No, there isn't a seriously good chance, there is a potential tiny risk.

http://www.bbc.co.uk/sn/tvradio/programmes/horizon/broadband/tx/universe/

http://www.bbc.co.uk/sn/tvradio/programmes/horizon/broadband/tx/universe/vote/

It's about a 1 in 50,000,000 chance apparently, which is hardly classified as a 'seriously good chance'

And

http://public.web.cern.ch/Public/en/LHC/Safety-en.html

But it would make for a seriously fun Hollywood blockbuster where we could all be saved from being sucked into a black hole by Bruce Willis and a team of itinerent oil-drilling has-beens. :biggrin:
 

Melvil

Guest
From what I read, they're going to make a tiny black hole partly to demonstrate the existence of hawking radiation (where black holes lose matter through quantum effects, despite light not getting out of them) - so a black hole that small would evaporate almost instantly.

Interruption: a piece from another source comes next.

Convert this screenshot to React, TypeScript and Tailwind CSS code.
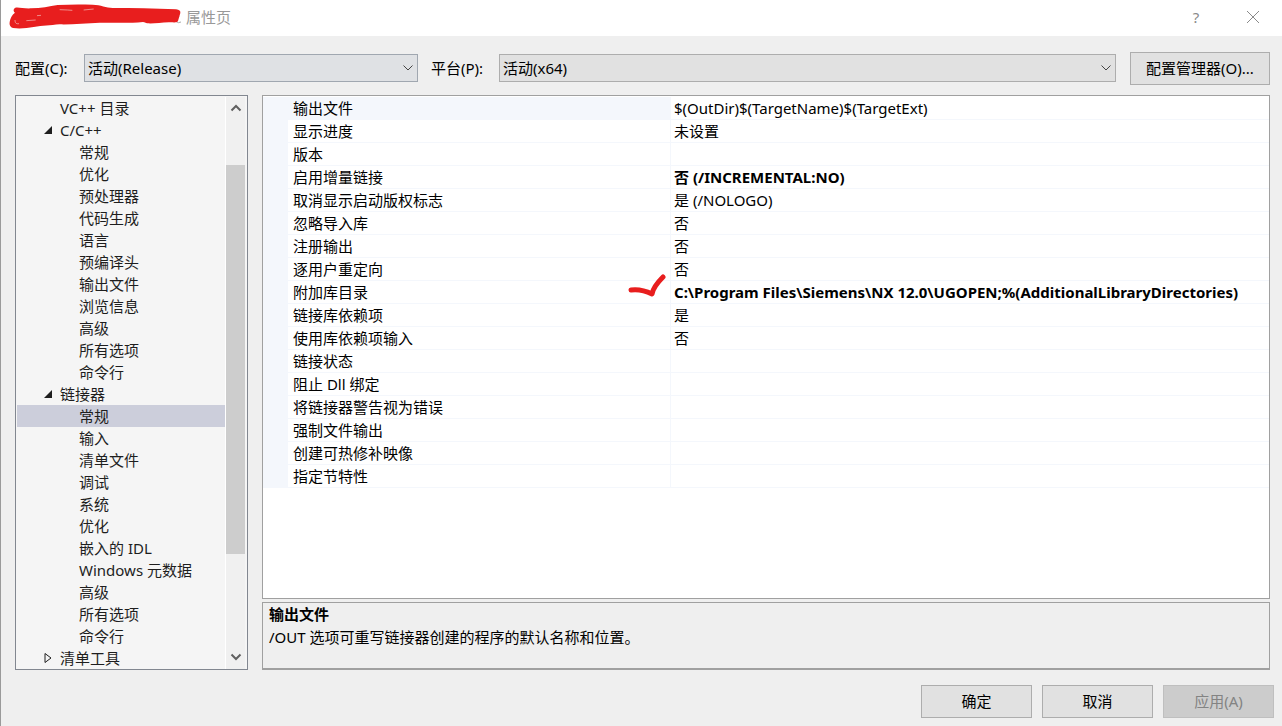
import { useState } from "react"

type TreeItem = {
  id: string
  label: string
  level: 1 | 2
  state?: "open" | "closed"
}

type Property = {
  name: string
  value: string
  bold?: boolean
  marked?: boolean
}

const tree: TreeItem[] = [
  { id: "vc", label: "VC++ 目录", level: 1 },
  { id: "c", label: "C/C++", level: 1, state: "open" },
  { id: "c-general", label: "常规", level: 2 },
  { id: "c-optimize", label: "优化", level: 2 },
  { id: "c-preprocessor", label: "预处理器", level: 2 },
  { id: "c-codegen", label: "代码生成", level: 2 },
  { id: "c-language", label: "语言", level: 2 },
  { id: "c-pch", label: "预编译头", level: 2 },
  { id: "c-output", label: "输出文件", level: 2 },
  { id: "c-browse", label: "浏览信息", level: 2 },
  { id: "c-advanced", label: "高级", level: 2 },
  { id: "c-all", label: "所有选项", level: 2 },
  { id: "c-cmd", label: "命令行", level: 2 },
  { id: "link", label: "链接器", level: 1, state: "open" },
  { id: "link-general", label: "常规", level: 2 },
  { id: "link-input", label: "输入", level: 2 },
  { id: "link-manifest", label: "清单文件", level: 2 },
  { id: "link-debug", label: "调试", level: 2 },
  { id: "link-system", label: "系统", level: 2 },
  { id: "link-optimize", label: "优化", level: 2 },
  { id: "link-idl", label: "嵌入的 IDL", level: 2 },
  { id: "link-winmd", label: "Windows 元数据", level: 2 },
  { id: "link-advanced", label: "高级", level: 2 },
  { id: "link-all", label: "所有选项", level: 2 },
  { id: "link-cmd", label: "命令行", level: 2 },
  { id: "manifest", label: "清单工具", level: 1, state: "closed" },
]

const properties: Property[] = [
  { name: "输出文件", value: "$(OutDir)$(TargetName)$(TargetExt)" },
  { name: "显示进度", value: "未设置" },
  { name: "版本", value: "" },
  { name: "启用增量链接", value: "否 (/INCREMENTAL:NO)", bold: true },
  { name: "取消显示启动版权标志", value: "是 (/NOLOGO)" },
  { name: "忽略导入库", value: "否" },
  { name: "注册输出", value: "否" },
  { name: "逐用户重定向", value: "否" },
  {
    name: "附加库目录",
    value: "C:\\Program Files\\Siemens\\NX 12.0\\UGOPEN;%(AdditionalLibraryDirectories)",
    bold: true,
    marked: true,
  },
  { name: "链接库依赖项", value: "是" },
  { name: "使用库依赖项输入", value: "否" },
  { name: "链接状态", value: "" },
  { name: "阻止 Dll 绑定", value: "" },
  { name: "将链接器警告视为错误", value: "" },
  { name: "强制文件输出", value: "" },
  { name: "创建可热修补映像", value: "" },
  { name: "指定节特性", value: "" },
]

function Chevron({ className }: { className: string }) {
  return (
    <svg viewBox="0 0 12 8" className={className} fill="none" stroke="currentColor" aria-hidden="true">
      <path d="M1.5 1.5 6 6l4.5-4.5" />
    </svg>
  )
}

function TreeArrow({ state }: { state?: "open" | "closed" }) {
  return (
    <svg viewBox="0 0 10 12" className="h-3 w-2.5 shrink-0" aria-hidden="true">
      {state === "open" && <path d="M9 2v8H1z" fill="#1e1e1e" />}
      {state === "closed" && <path d="M2 1.5v9L8 6z" fill="none" stroke="#1e1e1e" />}
    </svg>
  )
}

function Scribble() {
  return (
    <svg viewBox="0 0 552 108" className="h-9 w-[184px] shrink-0" aria-hidden="true">
      <path d="M536 38c-6 3-6 8-2 11M526 65l6 3 8-2" fill="none" stroke="#a8a8a8" strokeWidth="3" />
      <path
        d="M43 23c10-2 25 3 47 2 30 0 55-6 80-10 35-2 70-2 105-1 25 1 40 9 60 10 60 0 125 1 190 4 10 1 14 5 13 11l-7 24c-5 7-16 3-27 4-25 1-45 4-65 3-6-1-8-4-13-4-40 4-85 2-130 2-40 2-85 6-120 5-30 3-50 4-78 8-20 3-40 6-62 3-8-2-12-9-10-18 2-12 7-22 16-28-5-4-6-11 1-15z"
        fill="#e81e1e"
      />
      <path d="M42 60c0 10 4 12 12 11M76 62l28-2M108 47l12-1M176 29l24 1 14 1M248 30l30-3" fill="none" stroke="#f3c3c0" strokeWidth="2" />
    </svg>
  )
}

function CheckMark() {
  return (
    <svg viewBox="0 0 38 26" className="absolute -top-2 right-1 h-[26px] w-[38px]" aria-hidden="true">
      <path
        d="M3 17c8-1 15 1 21 4 1-6 6-12 11-17"
        fill="none"
        stroke="#e81e1e"
        strokeWidth="5"
        strokeLinecap="round"
        strokeLinejoin="round"
      />
    </svg>
  )
}

export default function App() {
  const [page, setPage] = useState("link-general")
  const [configuration, setConfiguration] = useState("release")
  const [platform, setPlatform] = useState("x64")

  const selectClass = "block h-7 w-full appearance-none border pl-[3px] pr-7 leading-6 outline-none"
  const buttonClass = "h-[33px] border border-[#adadad] bg-[#e1e1e1] pb-0.5 text-center"

  return (
    <div className="flex min-h-screen flex-col border-l border-[#9a9a9a] bg-[#efefef] font-['Noto_Sans','Noto_Sans_CJK_SC',sans-serif] text-[15px] leading-5 text-black">
      <header className="flex h-9 items-center bg-white">
        <Scribble />
        <h1 className="flex-1 pb-0.5 pl-px text-[#999999]">属性页</h1>
        <button type="button" aria-label="帮助" className="w-14 pb-0.5 text-center text-[#8a8a8a]">?</button>
        <button type="button" aria-label="关闭" className="flex w-[58px] justify-center pb-0.5 text-[#8a8a8a]">
          <svg viewBox="0 0 14 14" className="size-3.5" stroke="currentColor" aria-hidden="true">
            <path d="m1 1 12 12M13 1 1 13" />
          </svg>
        </button>
      </header>

      {/* Configuration and platform */}
      <div className="flex items-center pt-4 pr-3 pl-3.5">
        <label htmlFor="configuration" className="w-[69px] shrink-0 pb-0.5">配置(C):</label>
        <div className="relative w-[334px] shrink-0 pb-px">
          <select
            id="configuration"
            value={configuration}
            onChange={(e) => setConfiguration(e.target.value)}
            className={`${selectClass} border-[#a0a7b0] bg-[#dfe1e4]`}
          >
            <option value="release">活动(Release)</option>
            <option value="debug">Debug</option>
          </select>
          <Chevron className="pointer-events-none absolute top-2.5 right-1 h-2 w-3 text-[#444444]" />
        </div>
        <label htmlFor="platform" className="w-[81px] shrink-0 pb-0.5 pl-[13px]">平台(P):</label>
        <div className="relative flex-1 pb-px">
          <select
            id="platform"
            value={platform}
            onChange={(e) => setPlatform(e.target.value)}
            className={`${selectClass} border-[#adadad] bg-[#e1e1e1]`}
          >
            <option value="x64">活动(x64)</option>
            <option value="win32">Win32</option>
          </select>
          <Chevron className="pointer-events-none absolute top-2.5 right-1 h-2 w-3 text-[#444444]" />
        </div>
        <button type="button" className={`${buttonClass} ml-3.5 w-[140px]`}>配置管理器(O)...</button>
      </div>

      <main className="flex flex-1 gap-3.5 pt-2.5 pr-3 pl-3.5">
        {/* Page tree */}
        <nav className="flex w-[233px] shrink-0 border border-[#828790] bg-[#f5f5f5] pt-px pr-0.5 pl-px">
          <ul className="min-w-0 flex-1 text-[#1e1e1e]">
            {tree.map((item) => (
              <li key={item.id}>
                <button
                  type="button"
                  onClick={() => setPage(item.id)}
                  className={`flex h-[22px] w-full items-center gap-[7px] text-left leading-[22px] whitespace-nowrap ${
                    item.level === 1 ? "pl-[26px]" : "pl-[45px]"
                  } ${page === item.id ? "bg-[#cccedb]" : ""}`}
                >
                  <TreeArrow state={item.state} />
                  {item.label}
                </button>
              </li>
            ))}
          </ul>
          <div className="flex w-5 flex-col items-center border-l border-white bg-[#f0f0f0] text-[#606060]">
            <Chevron className="my-[7px] h-2 w-3 rotate-180 stroke-2" />
            <div className="mt-[46px] h-[389px] w-full bg-[#cdcdcd]" />
            <Chevron className="mt-auto mb-2 h-2 w-3 stroke-2" />
          </div>
        </nav>

        <div className="flex min-w-0 flex-1 flex-col gap-[3px]">
          {/* Property grid */}
          <div className="flex-1 border border-[#a0a0a0] bg-white pt-px">
            <table className="w-full table-fixed border-separate border-spacing-0">
              <tbody>
                {properties.map((property, i) => (
                  <tr key={property.name} className="h-[23px]">
                    <td className="w-[25px] bg-[#f4f7fc] p-0" />
                    <th
                      scope="row"
                      className={`relative w-[383px] border-r border-b border-[#f4f7fc] p-0 pl-[5px] text-left leading-[22px] font-normal ${
                        i === 0 ? "bg-[#f4f7fc]" : ""
                      }`}
                    >
                      {property.name}
                      {property.marked && <CheckMark />}
                    </th>
                    <td
                      className={`border-b border-[#f4f7fc] p-0 pl-[3px] leading-[22px] whitespace-nowrap ${
                        property.bold ? "font-bold" : ""
                      }`}
                    >
                      {property.value}
                    </td>
                  </tr>
                ))}
              </tbody>
            </table>
          </div>

          {/* Description */}
          <section className="h-[68px] border border-b-2 border-[#a0a0a0] px-1.5 leading-[23px]">
            <h2 className="font-bold">输出文件</h2>
            <p>/OUT 选项可重写链接器创建的程序的默认名称和位置。</p>
          </section>
        </div>
      </main>

      <footer className="flex justify-end gap-2.5 pt-[15px] pr-2 pb-2">
        <button type="button" className={`${buttonClass} w-[111px]`}>确定</button>
        <button type="button" className={`${buttonClass} w-[111px]`}>取消</button>
        <button type="button" disabled className="h-[33px] w-[111px] border border-[#bfbfbf] bg-[#cccccc] pb-0.5 text-center text-[#838383]">
          应用(A)
        </button>
      </footer>
    </div>
  )
}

Now they're reasonably certain that hawking radiation exists but, well, if it doesn't........................there goes the planet.
 

And

Fun sponge
Location
DE4, Derbyshire
"A professor of chaos theory was wheeled on who said that such a thing would inevitably gobble up the planet...."

as long as it starts with Liverpool, I'll be OK with that
 
These are the buggers to look out for: Neutrinos

http://news.bbc.co.uk/1/hi/sci/tech/4862112.stm


They travel through space at thousands of km a second, and penetrate anything in its way, the earth included!
 
OP
OP
Andy in Sig

Andy in Sig

Vice President in Exile
wafflycat said:
No, there isn't a seriously good chance, there is a potential tiny risk.

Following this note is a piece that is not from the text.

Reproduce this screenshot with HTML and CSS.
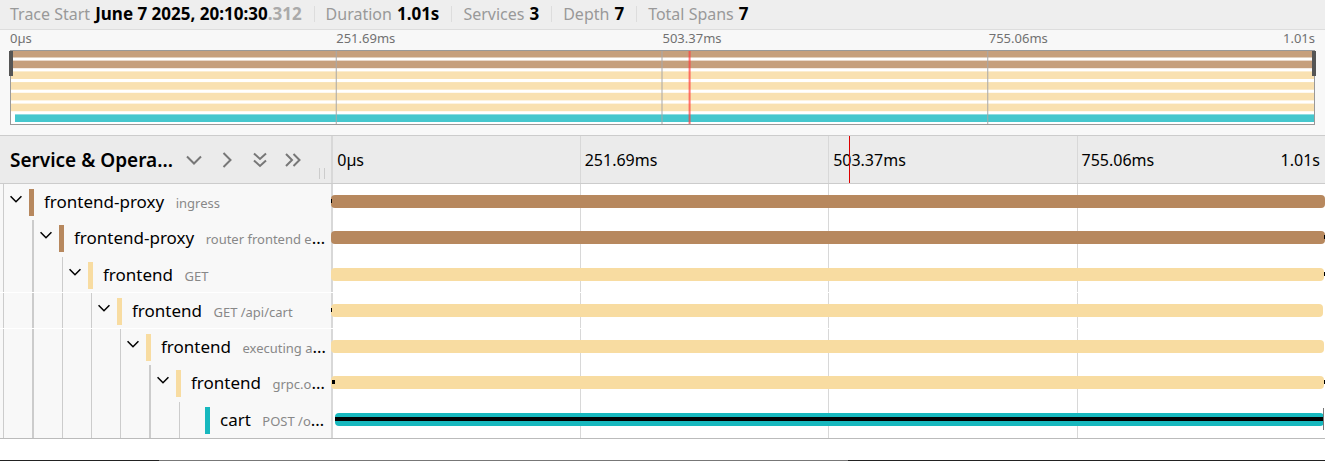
FILE: index.html
```html
<!DOCTYPE html>
<html lang="en">
<head>
<meta charset="utf-8">
<title>Trace timeline</title>
<link rel="stylesheet" href="styles.css">
</head>
<body>
<svg class="defs" aria-hidden="true">
  <symbol id="down" viewBox="0 0 18 18"><path d="M2 5.500l7 7 7-7"/></symbol>
  <symbol id="right" viewBox="0 0 18 18"><path d="M5.500 2l7 7-7 7"/></symbol>
  <symbol id="double-down" viewBox="0 0 18 18"><path d="M3 2.500l6 5.500 6-5.500M3 9.500l6 5.500 6-5.500"/></symbol>
  <symbol id="double-right" viewBox="0 0 18 18"><path d="M2 3l6 6-6 6M9.500 3l6 6-6 6"/></symbol>
</svg>

<header>
  <ul class="overview">
    <li>Trace Start <b>June 7 2025, 20:10:30<span class="millis">.312</span></b></li>
    <li>Duration <b>1.01s</b></li>
    <li>Services <b>3</b></li>
    <li>Depth <b>7</b></li>
    <li>Total Spans <b>7</b></li>
  </ul>
  <section class="minimap" aria-label="Trace overview">
    <div class="minimap-labels"><span>0µs</span><span>251.69ms</span><span>503.37ms</span><span class="minimap-last">755.06ms<span>1.01s</span></span></div>
    <div class="graph">
      <svg class="graph-canvas" aria-hidden="true">
        <g fill="#c69f7c"><rect width="100%" height="6.500"/><rect y="9.600" width="100%" height="7.600"/></g>
        <g fill="#f9e1b1"><rect y="20.400" width="100%" height="7.600"/><rect y="31.100" width="100%" height="7.600"/><rect y="41.800" width="100%" height="7.600"/><rect y="52.600" width="100%" height="7.600"/></g>
        <rect x="4" y="63.400" width="100%" height="7.600" fill="#45c7cd"/>
        <g transform="translate(-1)">
          <g fill="#a8a8a8"><rect x="25%" width="1" height="73"/><rect x="50%" width="1" height="73"/><rect x="75%" width="1" height="73"/></g>
          <rect x="52.080%" width="2" height="73" fill="#ff3c3c" opacity=".7"/>
        </g>
      </svg>
      <i class="handle handle-left"></i><i class="handle handle-right"></i>
    </div>
  </section>
</header>

<main>
  <div class="timeline-head">
    <div class="title-cell">
      <h2>Service &amp; Opera…</h2>
      <button type="button" aria-label="Collapse one level"><svg><use href="#down"/></svg></button>
      <button type="button" aria-label="Expand one level"><svg><use href="#right"/></svg></button>
      <button type="button" aria-label="Collapse all"><svg><use href="#double-down"/></svg></button>
      <button type="button" aria-label="Expand all"><svg><use href="#double-right"/></svg></button>
      <i class="grip"></i>
    </div>
    <div class="track">
      <span class="tick">0µs</span><span class="tick">251.69ms</span><span class="tick">503.37ms</span><span class="tick last">755.06ms<span>1.01s</span></span>
      <i class="cursor"></i>
    </div>
  </div>

  <div class="rows">
    <div class="row brown">
      <div class="name"><i class="guide"></i><button type="button" class="toggle" aria-label="Collapse"><svg><use href="#down"/></svg></button><a href="#s1">frontend-proxy <small>ingress</small></a></div>
      <div class="track"><i class="tick"></i><i class="tick"></i><i class="tick"></i><i class="tick"></i><div class="bar"><i class="mark start"></i></div></div>
    </div>
    <div class="row brown">
      <div class="name"><i class="guide"></i><i class="guide"></i><button type="button" class="toggle" aria-label="Collapse"><svg><use href="#down"/></svg></button><a href="#s2">frontend-proxy <small>router frontend e</small>…</a></div>
      <div class="track"><i class="tick"></i><i class="tick"></i><i class="tick"></i><i class="tick"></i><div class="bar"><i class="mark end"></i></div></div>
    </div>
    <div class="row yellow ruled">
      <div class="name"><i class="guide"></i><i class="guide"></i><i class="guide"></i><button type="button" class="toggle" aria-label="Collapse"><svg><use href="#down"/></svg></button><a href="#s3">frontend <small>GET</small></a></div>
      <div class="track"><i class="tick"></i><i class="tick"></i><i class="tick"></i><i class="tick"></i><div class="bar short"><i class="mark after"></i></div></div>
    </div>
    <div class="row yellow ruled">
      <div class="name"><i class="guide"></i><i class="guide"></i><i class="guide"></i><i class="guide"></i><button type="button" class="toggle" aria-label="Collapse"><svg><use href="#down"/></svg></button><a href="#s4">frontend <small>GET /api/cart</small></a></div>
      <div class="track"><i class="tick"></i><i class="tick"></i><i class="tick"></i><i class="tick"></i><div class="bar shorter"><i class="mark start"></i></div></div>
    </div>
    <div class="row yellow">
      <div class="name"><i class="guide"></i><i class="guide"></i><i class="guide"></i><i class="guide"></i><i class="guide"></i><button type="button" class="toggle" aria-label="Collapse"><svg><use href="#down"/></svg></button><a href="#s5">frontend <small>executing a</small>…</a></div>
      <div class="track"><i class="tick"></i><i class="tick"></i><i class="tick"></i><i class="tick"></i><div class="bar short"></div></div>
    </div>
    <div class="row yellow">
      <div class="name"><i class="guide"></i><i class="guide"></i><i class="guide"></i><i class="guide"></i><i class="guide"></i><i class="guide"></i><button type="button" class="toggle" aria-label="Collapse"><svg><use href="#down"/></svg></button><a href="#s6">frontend <small>grpc.o</small>…</a></div>
      <div class="track"><i class="tick"></i><i class="tick"></i><i class="tick"></i><i class="tick"></i><div class="bar short"><i class="mark inner"></i><i class="mark after"></i></div></div>
    </div>
    <div class="row teal">
      <div class="name"><i class="guide"></i><i class="guide"></i><i class="guide"></i><i class="guide"></i><i class="guide"></i><i class="guide"></i><i class="guide"></i><span class="toggle"></span><a href="#s7">cart <small>POST /o</small>…</a></div>
      <div class="track"><i class="tick"></i><i class="tick"></i><i class="tick"></i><i class="tick"></i><div class="bar inset"><i class="mark full"></i><i class="log"></i></div></div>
    </div>
  </div>
</main>
<footer></footer>
</body>
</html>
```
FILE: styles.css
```css
* { box-sizing: border-box; }
body {
  margin: 0;
  min-height: 100vh;
  display: flex;
  flex-direction: column;
  background: #fff;
  color: #000;
  font: 16px/24px "Noto Sans", "Open Sans", sans-serif;
  white-space: nowrap;
}
button { padding: 0; border: 0; background: none; display: flex; cursor: pointer; }
a { color: inherit; text-decoration: none; }
svg { display: block; }
symbol path { fill: none; stroke: currentColor; stroke-width: 2; }
.defs { position: absolute; width: 0; height: 0; }

/* Trace summary */
.overview {
  display: flex;
  align-items: center;
  margin: 0;
  padding: 2px 10px 3px;
  list-style: none;
  background: #eee;
  border-bottom: 1px solid #ddd;
  color: #999;
}
.overview li { display: flex; align-items: center; gap: 5px; }
.overview li + li::before { content: ""; height: 16px; margin: 0 6px 0 12px; border-left: 1px solid #ddd; }
.overview b { color: #000; font-size: 17px; }
.overview .millis { color: #aaa; }

/* Overview graph */
.minimap { padding: 0 10px 10px; background: #f8f8f8; }
.minimap-labels {
  display: grid;
  grid-template-columns: repeat(4, 1fr);
  padding-bottom: 4px;
  font-size: 13px;
  line-height: 16px;
  color: #717171;
}
.minimap-last { display: flex; justify-content: space-between; }
.graph { position: relative; border: 1px solid #999; background: #fff; }
.graph-canvas { width: 100%; height: 73px; }
.handle { position: absolute; top: 0; width: 4px; height: 25px; background: #555; }
.handle-left { left: -2px; }
.handle-right { right: -2px; }

/* Timeline */
.timeline-head, .row { display: grid; grid-template-columns: minmax(0, 1fr) minmax(0, 3fr); }
.timeline-head { height: 49px; background: #ebebeb; border: solid #ccc; border-width: 1px 0; }
.title-cell { position: relative; display: flex; align-items: center; padding: 0 10px; }
.title-cell h2 { margin: 0 12px 0 0; flex: none; font-size: 19px; font-weight: 600; line-height: 24px; }
.title-cell button { margin-right: 15px; color: #777; }
.title-cell button svg { width: 18px; height: 18px; }
.grip { position: absolute; right: 6px; bottom: 4px; width: 6px; height: 11px; border: solid #ccc; border-width: 0 1px; }
.track {
  position: relative;
  display: grid;
  grid-template-columns: repeat(4, minmax(0, 1fr));
}
.tick { grid-row: 1; border-left: 1px solid #d8d8d8; }
.tick:nth-child(1) { grid-column: 1; border-left-width: 2px; }
.tick:nth-child(2) { grid-column: 2; }
.tick:nth-child(3) { grid-column: 3; }
.tick:nth-child(4) { grid-column: 4; }
.timeline-head .tick { display: flex; align-items: center; padding: 0 5px 0 4px; }
.timeline-head .last { justify-content: space-between; }
.cursor { position: absolute; left: 52.1%; top: 0; bottom: 0; width: 1px; background: #d00; }

.rows { display: grid; grid-template-rows: 36px 37px 36px 36px 36px 37px 36px; border-bottom: 1px solid #bbb; }
.brown { --color: #b7885e; }
.yellow { --color: #f8dca1; }
.teal { --color: #17b8be; }
.ruled { border-bottom: 1px solid #fff; }
.name { display: flex; align-items: flex-start; background: #f8f8f8; overflow: hidden; }
.guide { flex: none; align-self: stretch; width: 29px; border-right: 1px solid #ccc; }
.guide:nth-of-type(1) { width: 4px; }
.guide:nth-of-type(2), .guide:nth-of-type(6) { width: 30px; border-right-width: 2px; }
.toggle { flex: none; width: 25px; padding: 8px 0 0 5px; }
.toggle svg { width: 14px; height: 14px; }
.name a { margin-top: 5px; padding-left: 10px; border-left: 5px solid var(--color); font-size: 17px; line-height: 26px; }
.name small { margin-left: 7px; font-size: 13px; color: #888; }
.bar { position: relative; grid-row: 1; grid-column: 1 / -1; height: 13px; margin-top: 11px; border-radius: 4px; background: var(--color); }
.short { margin-right: 1px; }
.shorter { margin-right: 2px; }
.inset { margin-right: 1px; margin-left: 4px; }
.mark { position: absolute; top: 4px; width: 2px; height: 4px; background: #000; }
.start { left: 0; width: 1px; }
.end { right: 0; width: 1px; }
.after { right: -1px; width: 1px; }
.inner { left: 1px; width: 3px; }
.full { left: 0; width: 100%; }
.log { position: absolute; right: 0; top: -5px; bottom: -4px; width: 1px; background: #777; }

footer { margin-top: auto; height: 1px; background: linear-gradient(90deg, #222 12%, #777 12% 64%, #222 64%); }
```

http://www.bbc.co.uk/sn/tvradio/programmes/horizon/broadband/tx/universe/

http://www.bbc.co.uk/sn/tvradio/programmes/horizon/broadband/tx/universe/vote/

It's about a 1 in 50,000,000 chance apparently, which is hardly classified as a 'seriously good chance'

And

http://public.web.cern.ch/Public/en/LHC/Safety-en.html

But it would make for a seriously fun Hollywood blockbuster where we could all be saved from being sucked into a black hole by Bruce Willis and a team of itinerent oil-drilling has-beens. :biggrin:

But given the possible consequences, I think that those are far too short odds to take the chance. I think I prefer the hysterical alarmist approach.
 

marinyork

Resting in suspended Animation
Location
Logopolis
Andy in Sig said:
I saw an alarming thing on the German Telly last night. Apparently there is a seriously good chance that the CERN particle accelerator could generate a sub-microscopic black hole as a by product of atomic collisions. The problem with black holes is that they can only grow.

A professor of chaos theory was wheeled on who said that such a thing would inevitably gobble up the planet but it was impossible to calculate whether it would take five or a thousand years to do it.

I find this possibility to be a seriously alarming one but I'm not enough of a physicist to be able to comment knowledgeably on it. If it is possible shouldn't these experiments be stopped right away? I don't think the tax payer should be funding the even theoretically possible vanishing of the planet.

Andy, you seem to have gotten completely the wrong end of the stick. A few people actually really hope that mini black holes are created at LHC. The idea crudely is that of a shower head where there are lots of extra dimensions but gravity (the hierarchy problem) is only really strong right next to the shower head and gets diluted out rapidly. If this theory is correct and you hit the sweet spot, the extra gravity would be able to make these mini black holes (that would then just radiate themselves out of existence).
 

simonali

Guru
wafflycat said:
It's about a 1 in 50,000,000 chance apparently, which is hardly classified as a 'seriously good chance'

That's about the same odds as winning the Euro lottery isn't it? I assume no-one's ever won that? :biggrin:
 
OP
OP
Andy in Sig

Andy in Sig

Vice President in Exile
marinyork said:
Andy, you seem to have gotten completely the wrong end of the stick. A few people actually really hope that mini black holes are created at LHC. The idea crudely is that of a shower head where there are lots of extra dimensions but gravity (the hierarchy problem) is only really strong right next to the shower head and gets diluted out rapidly. If this theory is correct and you hit the sweet spot, the extra gravity would be able to make these mini black holes (that would then just radiate themselves out of existence).

I do hope I have got the wrong end of the stick. I still notice that you say "If the theory is correct ..."

What if the layman's view of it turns out to be correct i.e. an incredibly dense little blob sucks in all the less dense blobs around it, then CERN, then Switzerland and so on.

I think I would like to see a serious outbreak of Luddite thinking on this matter.